From a purely altruistic purpose giving to any known cause can serve the need and take care of the legal expectations, if any. For leaders and CSR practitioners being sure of why and what needs to be invested are crucial insights for the success of initiatives and to ensure stakeholders get the best outcomes.  It also helps to know how aligned your initiatives are with the organization’s business objectives.

So how does one go about identifying the appropriate approaches and direct the most effective decisions? What will give leaders and CSR practitioners the confidence that their CSR investments will give them the best bang for the buck?

Here are a few recommendations to help shape your CSR investments.

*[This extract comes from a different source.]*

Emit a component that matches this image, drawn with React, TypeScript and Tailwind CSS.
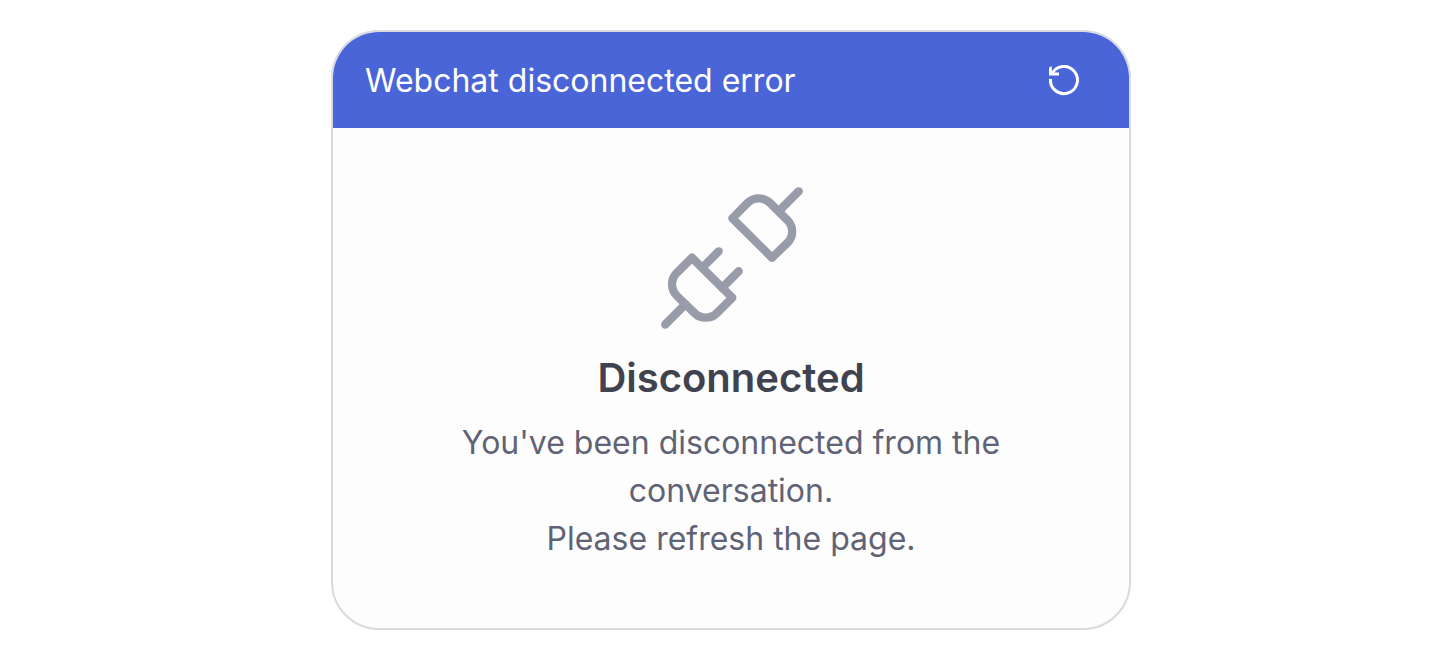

  1. Aligned with organization’s business goals: Review your initiatives in line with the priorities you have set as an organization. Understand the level of engagement or maturity of your CSR initiatives currently –philanthropy focused, enabling operational effectiveness or improving the business model. If your business is part of a larger global network, think of how it links back to the objectives of corporate social responsibility broadly and what works locally vs the broad goals.
  2. Drawing insights for effective decisions: There are numerous sources to gather your insights from – the inputs from employees and what they believe are important issues to pursue, the trends observed in the industry, the state of sectors, the global impact of CSR, country information that offers direction on areas that need focus, government guidelines and academic studies on CSR and effectiveness. You may already have information from employees’ giving practices. If needed, run a survey to gather more inputs.
  3. Consider a resource based approach: Identify what investments you are already making to improve your CSR impact in terms of employee effort, time and management involvement. Define the reach and value of the initiatives – the number of stakeholders it impacts, opportunities for employees to give time on projects, the social and economic influence it has, the scalability of the project, the reputational risks it mitigates and brand value it adds.
  4. Partner on CSR practices: It helps to gain perspectives from other CSR leaders who are working in the same space. Invite discussions and debate on the subject. Learn from their challenges, concerns and practices. Understand what worked for them and what didn’t. Map how your organization fares based on the insights you can gather. How far along the CSR journey are you?
  5. Measure multilevel impact: Impact of CSR can be measured at multiple levels – on the individuals who participate, the communities you impact, the brand and reputation, the relationships and perceptions your organization wants to shape. Have measures to review the direct impact of the initiatives you run – participation, awareness and outcomes. Calculate the resources invested in projects and the direct and indirect value in terms of improvement in quality of life, number of lives touched and the overall social impact. You can also understand how much employee value their commitment with CSR and prefer to stay on with your organization.

Moving your CSR initiatives from a purely altruistic action to a robust approach will need paying more attention to insights and impact based positioning. It will expect a lot more effort from CSR practitioners to influence and change the mindsets within organizations and move stakeholders along the journey.